Ho letto con piacere il libro di Fabrizio Barca, La traversata. Una nuova idea di partito e di governo, recentemente pubblicato da Feltrinelli, che riporta in copertina l'immagine del cantiere che riprende la Tecla di due post più sotto.
Con Barca discuto da tempo del partito e del governo, da molto prima che iniziasse il suo viaggio in Italia e nel Pd e che ci offrisse il suo documento e la sua elaborazione.
Ci sono cose che dico e che cerco di fare da tempo, in ciò che Barca scrive. In quel partito che si cimenta nel dialogo, nel confronto e nel conflitto, come cercammo di fare in piazza, a Bologna, tra governo e movimenti, nell'autunno del 2011. In quel partito che discute e che delibera, come proponemmo nei nostri referendum dello scorso anno, che purtroppo i candidati di allora presero in scarsa (per meglio dire, nessuna) considerazione (eppure parlavano di reddito minimo, contrasto della corruzione, consumo di suolo, matrimoni gay). In quel partito che trova una misura con la gestione del potere ed è soprattutto luogo di elaborazione e di proposta, capace di offrire al Paese soluzioni che non ci sono (o non sono ancora state valutate dalla politica che ci rappresenta o ci dovrebbe rappresentare). In quel partito a rete che, al di là delle segreterie e delle gerarchie e delle oligarchie (soprattutto), metterebbe immediatamente in comunicazione il ragazzo di Verbania che vuole approfondire il tema dei rifiuti con l'esperto assessore che conosce la norma, per fare un esempio, perché insieme scoprano qualcosa di nuovo.

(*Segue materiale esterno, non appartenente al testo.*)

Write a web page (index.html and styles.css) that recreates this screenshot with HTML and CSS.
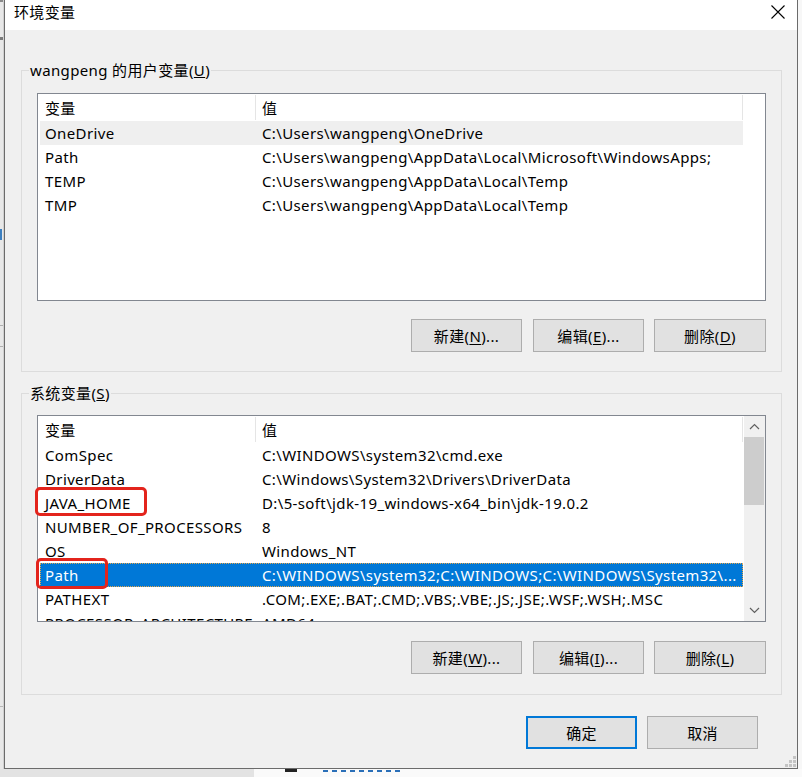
FILE: index.html
```html
<!DOCTYPE html>
<html lang="zh-CN">
<head>
<meta charset="utf-8">
<title>环境变量</title>
<link rel="stylesheet" href="styles.css">
</head>
<body>
<div class="screen">
  <div class="screen-row">
    <div class="strip-left">
      <span class="mark mark-top"></span>
      <span class="mark mark-a"></span>
      <span class="mark mark-blue"></span>
      <span class="mark mark-b"></span>
      <span class="mark mark-c"></span>
      <span class="mark mark-d"></span>
    </div>
    <div class="dialog">
      <div class="titlebar">
        <span class="title">环境变量</span>
        <svg class="close" width="14" height="14" viewBox="0 0 14 14"><path d="M0.5 0.5 L13.5 13.5 M13.5 0.5 L0.5 13.5" stroke="#000" stroke-width="1.1" fill="none"/></svg>
      </div>
      <div class="content">
        <section class="group group-user">
          <span class="group-label">wangpeng 的用户变量(<u>U</u>)</span>
          <div class="list list-user">
            <div class="list-main">
              <div class="list-head">
                <div class="hcell h1">变量</div>
                <div class="hcell h2">值</div>
              </div>
              <div class="rows">
                <div class="row row-hover"><span class="c1">OneDrive</span><span class="c2">C:\Users\wangpeng\OneDrive</span></div>
                <div class="row"><span class="c1">Path</span><span class="c2">C:\Users\wangpeng\AppData\Local\Microsoft\WindowsApps;</span></div>
                <div class="row"><span class="c1">TEMP</span><span class="c2">C:\Users\wangpeng\AppData\Local\Temp</span></div>
                <div class="row"><span class="c1">TMP</span><span class="c2">C:\Users\wangpeng\AppData\Local\Temp</span></div>
              </div>
            </div>
            <div class="list-side"></div>
          </div>
          <div class="btns">
            <button class="btn btn-first">新建(<u>N</u>)...</button>
            <button class="btn">编辑(<u>E</u>)...</button>
            <button class="btn btn-last">删除(<u>D</u>)</button>
          </div>
        </section>

        <section class="group group-sys">
          <span class="group-label">系统变量(<u>S</u>)</span>
          <div class="list list-sys">
            <div class="list-main">
              <div class="list-head">
                <div class="hcell h1">变量</div>
                <div class="hcell h2">值</div>
              </div>
              <div class="rows">
                <div class="row"><span class="c1">ComSpec</span><span class="c2">C:\WINDOWS\system32\cmd.exe</span></div>
                <div class="row"><span class="c1">DriverData</span><span class="c2">C:\Windows\System32\Drivers\DriverData</span></div>
                <div class="row"><span class="c1">JAVA_HOME</span><span class="c2">D:\5-soft\jdk-19_windows-x64_bin\jdk-19.0.2</span></div>
                <div class="row"><span class="c1">NUMBER_OF_PROCESSORS</span><span class="c2">8</span></div>
                <div class="row"><span class="c1">OS</span><span class="c2">Windows_NT</span></div>
                <div class="row row-selected"><span class="c1">Path</span><span class="c2">C:\WINDOWS\system32;C:\WINDOWS;C:\WINDOWS\System32\...</span></div>
                <div class="row"><span class="c1">PATHEXT</span><span class="c2">.COM;.EXE;.BAT;.CMD;.VBS;.VBE;.JS;.JSE;.WSF;.WSH;.MSC</span></div>
                <div class="row"><span class="c1">PROCESSOR_ARCHITECTURE</span><span class="c2">AMD64</span></div>
              </div>
            </div>
            <div class="scrollbar">
              <div class="sb-arrow"><svg width="11" height="7" viewBox="0 0 11 7"><path d="M1 6 L5.5 1.5 L10 6" stroke="#606060" stroke-width="1.2" fill="none"/></svg></div>
              <div class="sb-thumb"></div>
              <div class="sb-track"></div>
              <div class="sb-arrow"><svg width="11" height="7" viewBox="0 0 11 7"><path d="M1 1 L5.5 5.5 L10 1" stroke="#606060" stroke-width="1.2" fill="none"/></svg></div>
            </div>
            <span class="redbox redbox-java"></span>
            <span class="redbox redbox-path"></span>
          </div>
          <div class="btns">
            <button class="btn btn-first">新建(<u>W</u>)...</button>
            <button class="btn">编辑(<u>I</u>)...</button>
            <button class="btn btn-last">删除(<u>L</u>)</button>
          </div>
        </section>

        <div class="footer">
          <button class="btn btn-default">确定</button>
          <button class="btn">取消</button>
        </div>
        <svg class="grip" width="12" height="12" viewBox="0 0 12 12">
          <rect x="8" y="0" width="3" height="3" fill="#c4c4c4"/>
          <rect x="4" y="4" width="3" height="3" fill="#c4c4c4"/>
          <rect x="8" y="4" width="3" height="3" fill="#c4c4c4"/>
          <rect x="0" y="8" width="3" height="3" fill="#c4c4c4"/>
          <rect x="4" y="8" width="3" height="3" fill="#c4c4c4"/>
          <rect x="8" y="8" width="3" height="3" fill="#c4c4c4"/>
        </svg>
      </div>
    </div>
    <div class="strip-right"></div>
  </div>
  <div class="strip-bottom">
    <div class="sb-left"></div>
    <div class="sb-right"><span class="frag-dark"></span><span class="frag-blue"></span></div>
  </div>
</div>
</body>
</html>
```

FILE: styles.css
```css
* { box-sizing: border-box; }

html, body {
  margin: 0;
  padding: 0;
}

body {
  width: 802px;
  height: 777px;
  overflow: hidden;
  background: #e6e6e6;
  font-family: "Noto Sans", "Noto Sans CJK SC", sans-serif;
  font-size: 15px;
  letter-spacing: 0.37px;
  color: #000;
}

.screen {
  width: 802px;
  height: 777px;
  display: flex;
  flex-direction: column;
}

.screen-row {
  display: flex;
  height: 769px;
}

.strip-left {
  width: 4px;
  flex: none;
  background: #e8e8e8;
  position: relative;
  border-right: 1px solid #d0d0d0;
}

.mark {
  position: absolute;
  left: 0;
  width: 3px;
  display: block;
}
.mark-top { top: 0; height: 2px; background: #8a8a8a; }
.mark-a { top: 37px; height: 3px; background: #7a7a7a; }
.mark-blue { top: 229px; height: 11px; width: 2px; background: #3c7fc0; }
.mark-b { top: 325px; height: 1px; background: #b0b0b0; }
.mark-c { top: 346px; height: 1px; background: #b0b0b0; }
.mark-d { top: 706px; height: 1px; background: #b8b8b8; }

.strip-right {
  flex: 1;
  background: #f7f7f7;
}

.dialog {
  width: 794px;
  flex: none;
  border-left: 1px solid #6b6b6b;
  border-right: 1px solid #6b6b6b;
  border-bottom: 1px solid #6b6b6b;
  background: #f0f0f0;
  display: flex;
  flex-direction: column;
  box-shadow: 0 2px 6px rgba(0,0,0,0.18);
}

.titlebar {
  height: 30px;
  background: #fff;
  display: flex;
  justify-content: space-between;
  align-items: flex-start;
  padding: 2px 12px 0 9px;
}

.title {
  line-height: 20px;
  font-size: 15px;
}

.close {
  margin-top: 3px;
}

.content {
  flex: 1;
  display: flex;
  flex-direction: column;
  padding: 0 15px 0 16px;
  position: relative;
}

.group {
  position: relative;
  border: 1px solid #dcdcdc;
  padding: 22px 15px 19px 15px;
}

.group-user {
  margin-top: 40px;
}

.group-sys {
  margin-top: 21px;
  padding-top: 21px;
  padding-bottom: 20px;
}

.group-label {
  position: absolute;
  top: -11px;
  left: 7px;
  line-height: 20px;
  padding: 0 1px;
  background: #f0f0f0;
  white-space: nowrap;
}

.list {
  position: relative;
  display: flex;
  border: 1px solid #828790;
  background: #fff;
}

.list-user { height: 208px; }
.list-sys { height: 207px; }

.list-main {
  width: 705px;
  flex: none;
  display: flex;
  flex-direction: column;
  overflow: hidden;
}

.list-side {
  flex: 1;
}

.list-head {
  display: flex;
  height: 27px;
  flex: none;
}

.hcell {
  padding-top: 1px;
  border-right: 1px solid #e5e5e5;
  margin: 1px 0;
  line-height: 24px;
}

.h1 {
  width: 218px;
  padding-left: 7px;
}

.h2 {
  width: 487px;
  padding-left: 6px;
}

.rows {
  display: flex;
  flex-direction: column;
  padding-left: 2px;
}

.row {
  display: flex;
  height: 24px;
  line-height: 24px;
  white-space: nowrap;
  flex: none;
}

.row .c1 {
  width: 216px;
  padding-left: 5px;
  overflow: hidden;
}

.row .c2 {
  flex: 1;
  padding-left: 6px;
  overflow: hidden;
}

.row-hover {
  background: #efefef;
}

.row-selected {
  background: #0078d7;
  color: #fff;
  outline: 1px dotted #e6a64a;
  outline-offset: -1px;
}

.scrollbar {
  width: 22px;
  flex: none;
  background: #f0f0f0;
  border-left: 1px solid #fff;
  display: flex;
  flex-direction: column;
  padding: 0 1px 0 0;
}

.sb-arrow {
  height: 21px;
  display: flex;
  align-items: center;
  justify-content: center;
  flex: none;
}

.sb-thumb {
  height: 68px;
  background: #cdcdcd;
  flex: none;
}

.sb-track {
  flex: 1;
}

.redbox {
  position: absolute;
  border: 3px solid #e3241c;
  border-radius: 5px;
  pointer-events: none;
}

.redbox-java {
  left: -3px;
  top: 71px;
  width: 112px;
  height: 29px;
}

.redbox-path {
  left: -2px;
  top: 142px;
  width: 72px;
  height: 31px;
}

.btns {
  display: flex;
  justify-content: flex-end;
  gap: 10px;
  margin-top: 18px;
}

.btns .btn-first {
  margin-right: 1px;
}

.btns .btn-last {
  width: 112px;
}

.group-sys .btns {
  margin-top: 19px;
}

.btn {
  width: 111px;
  height: 33px;
  padding: 0;
  background: #e1e1e1;
  border: 1px solid #adadad;
  font-family: "Noto Sans", "Noto Sans CJK SC", sans-serif;
  font-size: 15px;
  letter-spacing: 0.37px;
  line-height: 20px;
  color: #000;
}

.btn u {
  text-underline-offset: 2px;
}

.btn-default {
  border: 2px solid #0078d7;
}

.footer {
  display: flex;
  justify-content: flex-end;
  gap: 10px;
  margin-top: 21px;
  padding-right: 24px;
}

.grip {
  position: absolute;
  right: 0;
  bottom: 0;
}

.strip-bottom {
  flex: 1;
  display: flex;
}

.sb-left {
  width: 254px;
  background: #e3e3e3;
}

.sb-right {
  flex: 1;
  background: #fafafa;
  position: relative;
}

.frag-dark {
  position: absolute;
  left: 31px;
  top: 0;
  width: 12px;
  height: 3px;
  background: #222;
}

.frag-blue {
  position: absolute;
  left: 69px;
  top: 1px;
  width: 80px;
  height: 2px;
  background: repeating-linear-gradient(90deg, #2a6fb8 0 5px, transparent 5px 9px);
}
```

Sono tutte cose che non sostengo da oggi e non mi interessa che cosa farà Fabrizio Barca al Congresso: so che, come me, ha un giudizio critico sul recente passato della sinistra italiana e pensa che ci voglia un partito profondamente rinnovato anche nelle persone che lo devono rappresentare, e tanto mi basta. La sua «agenzia per la produzione di idee» la farei diventare la Fondazione del Pd (quell'unica fondazione di cui abbiamo bisogno che non sia, per ovvi motivi, come le attuali, in cui ciascun leader si costruisce il proprio comitato elettorale, a dispetto del lavoro comune che tutti dovremmo fare). E il principio per cui uguaglianza e concorrenza leale si richiamano, come spiega diffusamente nei suoi testi, l'ho già fatto mio da tempo, in un'idea di sinistra non proprietaria, sana perché conflittuale e non fintamente unanimistica, che superi il falso dilemma partito liquido vs. partito solido, con cui ci siamo ammorbati in questi anni. Ci vuole un partito organizzatissimo perché sia relazionale e capace di includere chi non ne fa parte. Punto.
La cosa che mi preme è che quel partito che si mobilita e fa mobilitare di cui parla Barca, e che io da tempo definisco «partito ospitale», che riconosce la propria parzialità rispetto al resto della società, e che sa accogliere e organizzare in un dibattito razionale e comprensibile le pulsioni e le mozioni di cambiamento che provengono dalla società, si veda fin da ora. Che non sprechiamo anche questa occasione per parlarne, che iniziamo a misurare fin da questo Congresso la capacità propositiva che tutti diciamo di avere.
Alla «traversata» di Barca rispondo che stiamo attraversando già, in ragione di uno slogan che è stato preso giustamente di mira dalla satira («le cose cambiano, cambiandole»), ma che dà l'idea che il processo e il risultato si richiamino (nel senso della Fenomenologia, non della decadenza, per capirci).
Il futuro nel Pd diventa passato: è accaduto troppo spesso. E il clima di sfiducia che ci accompagna da mesi (e che continuiamo a rinverdire, con le mosse che ormai conosciamo) va superato con il contributo di tutti.
Caro Fabrizio, attraversiamo insieme. Sappiamo che queste larghe intese si superano solo con pensieri e azioni e iniziative e parole di lungo periodo. Troviamole, in questi mesi, altrimenti parleremo di cose che a me non interessano e che lasceranno il tempo che trovano. Molto nuvoloso, con il rischio di rovesci (ripetuti), e un vento che soffia, ma lontano da noi.